We provide efficient platinum catalysts, e.g., platinum dioxide, also called Adams′ catalyst, for the hydrogenation of various functional groups and dehydrogenation reactions in organic synthesis. Platinum black, the active Pt catalyst, is formed during the reaction. Utilizing platinum catalysis on alkynes results in syn-addition, forming a cis-alkene. Two of the most important transformations using platinum catalysts include the hydrogenation of nitro compounds to amines and ketones to alcohols. Notably, reductions of alkenes can also be performed with Adams′ catalyst in the presence of nitro groups without reducing the nitro group. Platinum catalysts are preferred over palladium catalysts to minimize hydrogenolysis when reducing nitro compounds to amines. This Pt catalyst is also used for the hydrogenolysis of phenyl phosphate esters, a reaction that does not occur with palladium catalysts.

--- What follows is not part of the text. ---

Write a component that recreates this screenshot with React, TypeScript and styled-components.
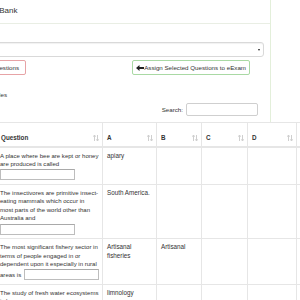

Prior to the 1980s, gold was regarded as having little catalytic activity. Advancements, spearheaded by F. Dean Toste (University of California, Berkeley) and others, have propelled gold into the forefront of transition metal catalysis. In particular, phosphine-ligated gold(I) complexes have recently emerged as powerful C–C bond forming catalysts capable of performing a variety of reactions under mild conditions. The list of useful C–C bond construction methods includes cyclopropanations, enyne isomerizations, Rautenstrauch rearrangements, ene reactions, and ring expansions. Typically, the catalyst system relies on a phosphine gold(I) chloride complex in combination with a silver salt co-catalyst to generate the active species in situ.